İlk itikadi siyasi mezhepler nelerdir?
İçindekiler
İslam tarihinde, Hz. Muhammed'in (s.a.v.) vefatının ardından ortaya çıkan siyasi ve itikadi farklılıklar, çeşitli mezheplerin doğmasına zemin hazırlamıştır. Bu ilk mezhepler, hem siyasi otorite sorunlarına hem de teolojik yorum farklılıklarına yanıt arayışının bir sonucu olarak ortaya çıkmıştır. Bu yazımızda, İslam tarihindeki ilk itikadi siyasi mezhepleri yakından inceleyeceğiz.
Haricilik: İlk Siyasi Ayrılık
Haricilik, İslam tarihindeki ilk siyasi ayrılık olarak kabul edilir. Hz. Ali'nin (r.a.) hakem olayını kabul etmesi üzerine ortaya çıkmış ve "Hüküm ancak Allah'ındır" sloganıyla öne çıkmışlardır. Hariciler, büyük günah işleyenlerin dinden çıktığına inanmış ve bu düşünceleriyle diğer Müslümanlardan ayrılmışlardır. Siyasi olarak radikal bir tavır sergileyen Hariciler, İslam dünyasında uzun süren çatışmalara neden olmuştur. Günümüzde İbadiyye kolu, Hariciliğin bir devamı olarak kabul edilmektedir.
Şia: Hz. Ali ve Ehlibeyt Sevgisi
Şia, Hz. Ali (r.a.) ve Ehlibeyt'ine duyulan sevgi ve bağlılıkla öne çıkan bir mezheptir. Şiiler, Hz. Ali'nin (r.a.) Hz. Muhammed'den (s.a.v.) sonraki meşru halife olduğuna inanırlar. Bu inanç, siyasi bir temelde başlamış olsa da zamanla itikadi farklılıkları da beraberinde getirmiştir. Şia, kendi içinde farklı kollara ayrılmış olup, günümüzde de İslam dünyasında önemli bir yer tutmaktadır. İmamet inancı, Şia'nın temel prensiplerinden biridir.
Mutezile: Aklı Öne Çıkaran Yaklaşım
Mutezile, İslam düşüncesinde akılcılığı ön plana çıkaran bir ekoldür. 8. yüzyılda ortaya çıkan Mutezile, Kur'an ve Sünnet'i akıl yoluyla yorumlamaya çalışmıştır.
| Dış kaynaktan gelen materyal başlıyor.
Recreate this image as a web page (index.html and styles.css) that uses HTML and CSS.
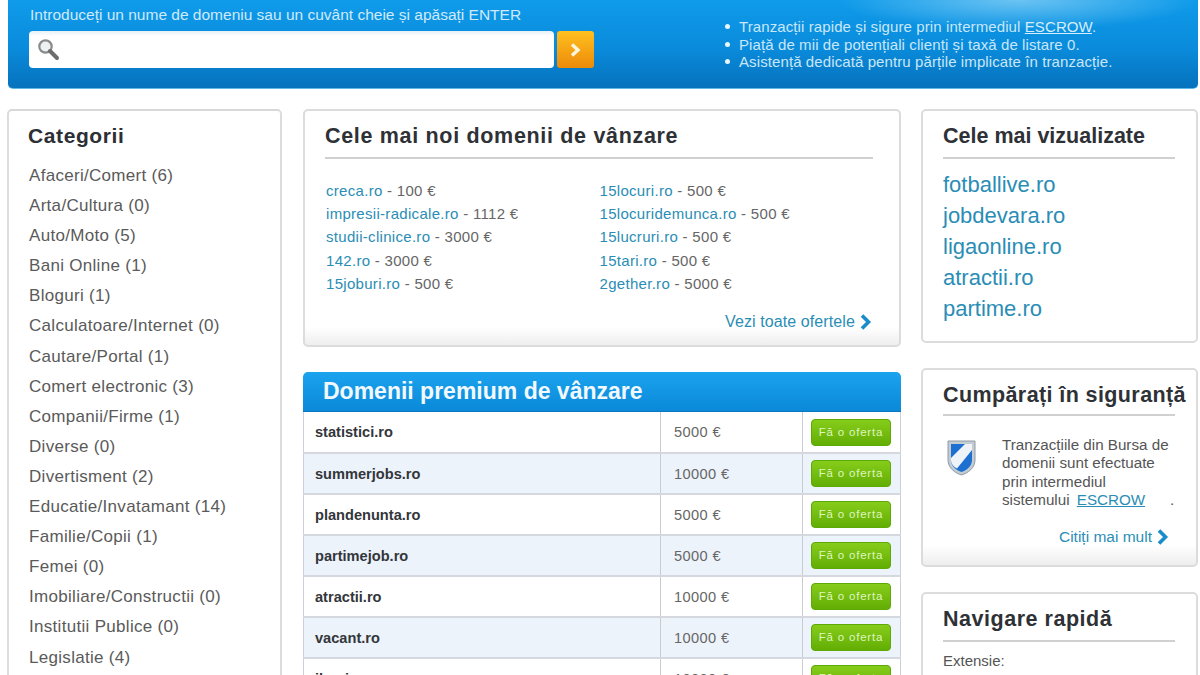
FILE: index.html
```html
<!DOCTYPE html>
<html lang="ro">
<head>
<meta charset="utf-8">
<title>Bursa de domenii</title>
<link rel="stylesheet" href="styles.css">
</head>
<body>
<header class="hero">
  <div class="search">
    <p class="search-label">Introduceți un nume de domeniu sau un cuvânt cheie și apăsați ENTER</p>
    <div class="search-row">
      <div class="search-box">
        <svg class="lens" width="24" height="24" viewBox="0 0 24 24"><circle cx="9.5" cy="9.5" r="6.2" fill="#eef1f3" stroke="#8a8a8a" stroke-width="2.2"/><path d="M14 14l7 7" stroke="#6d6d6d" stroke-width="4" stroke-linecap="round"/></svg>
      </div>
      <div class="search-go"><svg width="12" height="14" viewBox="0 0 12 14"><path d="M2 1.5l6 5.5-6 5.5" fill="none" stroke="#fff6df" stroke-width="3.4"/></svg></div>
    </div>
  </div>
  <ul class="perks">
    <li>Tranzacții rapide și sigure prin intermediul <a href="#">ESCROW</a>.</li>
    <li>Piață de mii de potențiali clienți și taxă de listare 0.</li>
    <li>Asistență dedicată pentru părțile implicate în tranzacție.</li>
  </ul>
</header>

<main class="columns">
  <aside class="card cats">
    <h2 class="cats-title">Categorii</h2>
    <ul class="cat-list">
      <li>Afaceri/Comert (6)</li>
      <li>Arta/Cultura (0)</li>
      <li>Auto/Moto (5)</li>
      <li>Bani Online (1)</li>
      <li>Bloguri (1)</li>
      <li>Calculatoare/Internet (0)</li>
      <li>Cautare/Portal (1)</li>
      <li>Comert electronic (3)</li>
      <li>Companii/Firme (1)</li>
      <li>Diverse (0)</li>
      <li>Divertisment (2)</li>
      <li>Educatie/Invatamant (14)</li>
      <li>Familie/Copii (1)</li>
      <li>Femei (0)</li>
      <li>Imobiliare/Constructii (0)</li>
      <li>Institutii Publice (0)</li>
      <li>Legislatie (4)</li>
    </ul>
  </aside>

  <section class="center">
    <div class="card newest">
      <h2 class="title title-newest">Cele mai noi domenii de vânzare</h2>
      <div class="offers">
        <ul>
          <li><a href="#">creca.ro</a> - 100 €</li>
          <li><a href="#">impresii-radicale.ro</a> - 1112 €</li>
          <li><a href="#">studii-clinice.ro</a> - 3000 €</li>
          <li><a href="#">142.ro</a> - 3000 €</li>
          <li><a href="#">15joburi.ro</a> - 500 €</li>
        </ul>
        <ul>
          <li><a href="#">15locuri.ro</a> - 500 €</li>
          <li><a href="#">15locuridemunca.ro</a> - 500 €</li>
          <li><a href="#">15lucruri.ro</a> - 500 €</li>
          <li><a href="#">15tari.ro</a> - 500 €</li>
          <li><a href="#">2gether.ro</a> - 5000 €</li>
        </ul>
      </div>
      <a class="more" href="#">Vezi toate ofertele <svg width="14" height="16" viewBox="0 0 14 16"><path d="M3 1.500l6.500 6.500-6.500 6.500" fill="none" stroke="#1a8ccc" stroke-width="3.600"/></svg></a>
    </div>

    <div class="premium">
      <h2 class="premium-title">Domenii premium de vânzare</h2>
      <table class="premium-table">
        <tr><td class="dom">statistici.ro</td><td class="price">5000 €</td><td class="act"><span class="btn">Fă o oferta</span></td></tr>
        <tr class="alt"><td class="dom">summerjobs.ro</td><td class="price">10000 €</td><td class="act"><span class="btn">Fă o oferta</span></td></tr>
        <tr><td class="dom">plandenunta.ro</td><td class="price">5000 €</td><td class="act"><span class="btn">Fă o oferta</span></td></tr>
        <tr class="alt"><td class="dom">partimejob.ro</td><td class="price">5000 €</td><td class="act"><span class="btn">Fă o oferta</span></td></tr>
        <tr><td class="dom">atractii.ro</td><td class="price">10000 €</td><td class="act"><span class="btn">Fă o oferta</span></td></tr>
        <tr class="alt"><td class="dom">vacant.ro</td><td class="price">10000 €</td><td class="act"><span class="btn">Fă o oferta</span></td></tr>
        <tr><td class="dom">ilumina.ro</td><td class="price">10000 €</td><td class="act"><span class="btn">Fă o oferta</span></td></tr>
      </table>
    </div>
  </section>

  <aside class="side">
    <div class="card viewed">
      <h2 class="title title-viewed">Cele mai vizualizate</h2>
      <ul class="viewed-list">
        <li><a href="#">fotballive.ro</a></li>
        <li><a href="#">jobdevara.ro</a></li>
        <li><a href="#">ligaonline.ro</a></li>
        <li><a href="#">atractii.ro</a></li>
        <li><a href="#">partime.ro</a></li>
      </ul>
    </div>
    <div class="card safe">
      <h2 class="title title-safe">Cumpărați în siguranță</h2>
      <div class="safe-body">
        <svg class="shield" width="32" height="38" viewBox="0 0 32 38">
          <path d="M2 2h27v19c0 8-7 13-13.500 15C9 34 2 29 2 21z" fill="#c3ccd3" stroke="#8e9aa3"/>
          <path d="M5 5h21v16c0 6-5 10-10.500 12C10 31 5 27 5 21z" fill="#1d6fd0"/>
          <path d="M5 19L19 5h7v6L11 29.500c-3.500-2-6-4.500-6-8.500z" fill="#eef3f8"/>
        </svg>
        <p>Tranzacțiile din Bursa de domenii sunt efectuate prin intermediul sistemului <a class="escrow" href="#">ESCROW</a></p>
      </div>
      <a class="more" href="#">Citiți mai mult <svg width="14" height="16" viewBox="0 0 14 16"><path d="M3 1.500l6.500 6.500-6.500 6.500" fill="none" stroke="#1a8ccc" stroke-width="3.600"/></svg></a>
    </div>
    <div class="card nav">
      <h2 class="title title-nav">Navigare rapidă</h2>
      <p class="ext">Extensie:</p>
      <p class="ext-link"><a href="#">doar .ro</a></p>
    </div>
  </aside>
</main>
</body>
</html>
```
FILE: styles.css
```css
* { box-sizing: border-box; }
html, body { margin: 0; height: 675px; overflow: hidden; background: #fff; }
body { font-family: "Liberation Sans", Arial, sans-serif; color: #555; padding: 0 2px 0 7px; }
ul { list-style: none; margin: 0; padding: 0; }
p, h2 { margin: 0; }
a { color: #2a8db5; text-decoration: none; }

.hero {
  height: 89px; margin-left: 1px; display: flex;
  background: radial-gradient(ellipse 180px 30px at 1010px 0, #6cc3f2, transparent), linear-gradient(#0f9bea, #0a8bdb 55%, #0672bd);
  border-bottom: 1px solid #5cb8e8; border-radius: 0 0 5px 5px;
  padding: 7px 0 0 22px; color: #d6eefb;
}
.search { width: 695px; }
.search-label { font-size: 15.500px; line-height: 16px; color: #cfeafa; }
.search-row { display: flex; gap: 3px; margin: 8px 0 0 -1px; }
.search-box { width: 525px; height: 37px; background: linear-gradient(#e6f1f6, #fff 5px); border-radius: 4px; padding: 6px 0 0 7px; }
.lens { display: block; }
.search-go { width: 37px; height: 37px; border-radius: 3px; background: linear-gradient(#ffc01f, #ed8a0a); display: flex; align-items: center; justify-content: center; }
.perks { font-size: 15px; line-height: 17.500px; padding-top: 11px; color: #c9e7f8; letter-spacing: 0.1px; }
.perks li { position: relative; padding-left: 14px; }
.perks li::before { content: ""; position: absolute; left: 0; top: 6px; width: 5px; height: 5px; border-radius: 50%; background: #e8f6fd; }
.perks a { color: #d6eefb; text-decoration: underline; }

.columns { display: flex; align-items: flex-start; margin-top: 20px; }
.card { border: 2px solid #dcdcdc; border-radius: 5px; background: #fff; position: relative; }
.cats { width: 275px; height: 700px; padding: 13px 0 0 19px; border-top-color: #d8d8d8; }
.cats-title { font-size: 21px; line-height: 24px; color: #2c2f33; letter-spacing: 0.600px; }
.cat-list { margin: 13px 0 0 1px; font-size: 17px; line-height: 30.100px; color: #5a5a5a; letter-spacing: 0.300px; }

.center { width: 598px; margin-left: 21px; }
.title { font-size: 21.500px; line-height: 24px; font-weight: bold; color: #2e3135; border-bottom: 2px solid #d0d0d0; padding-bottom: 9px; }
.title-newest { letter-spacing: 0.680px; }
.title-viewed { white-space: nowrap; }
.title-nav { letter-spacing: 0.530px; }
.newest { height: 238px; padding: 13px 26px 0 20px; background: linear-gradient(#fff 216px, #eeeeee); }
.offers { display: flex; margin: 20px 0 0 1px; font-size: 15px; line-height: 23.200px; color: #666; letter-spacing: 0.300px; }
.offers ul { width: 274px; }
.more { position: absolute; font-size: 16px; line-height: 18px; display: flex; align-items: center; gap: 4px; color: #2a8db5; }
.newest .more { right: 26px; bottom: 14px; letter-spacing: 0.100px; }

.premium { margin-top: 25px; }
.premium-title { height: 40px; padding: 6px 0 0 20px; font-size: 23px; line-height: 27px; color: #f2f9fe; background: linear-gradient(#1ba3ee, #0a89d8); border-radius: 5px 5px 0 0; border-bottom: 1px solid #0a77c0; }
.premium-table { width: 598px; border-collapse: collapse; table-layout: fixed; font-size: 14.600px; border-left: 1px solid #ccd0d8; border-right: 1px solid #ccd0d8; }
.premium-table tr { height: 41px; }
.premium-table td { border-bottom: 2px solid #d5d8de; padding: 0; }
.alt td { background: #edf3fb; }
.dom { width: 357px; padding-left: 11px !important; font-weight: bold; color: #33363a; }
.price { width: 142px; padding-left: 13px !important; border-left: 1px solid #c8ccd2; color: #666; letter-spacing: 0.400px; }
.act { border-left: 1px solid #c8ccd2; padding-left: 8px !important; }
.btn { display: block; width: 80px; height: 27px; border-radius: 4px; background: linear-gradient(#86cc1a, #63ae05); border: 1px solid #5ea906; font-size: 11.500px; letter-spacing: 0.800px; line-height: 25px; text-align: center; color: #dff5bf; }

.side { width: 277px; margin-left: 20px; display: flex; flex-direction: column; gap: 25px; }
.side .card { padding: 13px 21px 0 20px; }
.viewed { height: 234px; }
.viewed-list { margin-top: 10px; font-size: 22px; line-height: 31px; }
.safe { height: 199px; background: linear-gradient(#fff 175px, #eeeeee); }
.side .safe .title-safe { margin-right: -12px; white-space: nowrap; border: 0; position: relative; letter-spacing: 0.400px; }
.side .safe .title-safe::after { content: ""; position: absolute; left: 0; right: 12px; bottom: 0; height: 2px; background: #d0d0d0; }
.safe-body { display: flex; padding: 20px 0 0 3px; }
.shield { flex: none; margin-top: 3px; }
.safe-body p { font-size: 15.200px; line-height: 18.300px; padding-left: 24px; color: #555; }
.escrow { text-decoration: underline; margin-left: 3px; }
.escrow::after { content: "."; color: #555; display: inline-block; margin-left: 25px; }
.safe .more { right: 26px; bottom: 19px; font-size: 15.500px; }
.nav { height: 200px; }
.ext { margin-top: 9px; font-size: 15px; line-height: 20px; color: #555; }
.ext-link { font-size: 15px; line-height: 20px; }
```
Allah'ın sıfatları, kader, irade özgürlüğü gibi konularda farklı görüşler savunmuşlardır. Mutezile'nin etkisi, Abbasi halifesi Memun döneminde zirveye ulaşmış, ancak daha sonra zayıflamıştır. Mutezile, İslam düşüncesinde önemli bir dönüm noktası olarak kabul edilir.
İlk itikadi siyasi mezhepler, İslam tarihindeki farklı yorumların ve düşüncelerin bir yansımasıdır. Bu mezheplerin ortaya çıkışı, İslam dünyasında uzun süren tartışmalara ve çatışmalara neden olmuş, aynı zamanda zengin bir düşünce birikiminin oluşmasına katkı sağlamıştır. Bu farklılıkları anlamak, İslam tarihini ve günümüz İslam dünyasını daha iyi kavramamıza yardımcı olacaktır.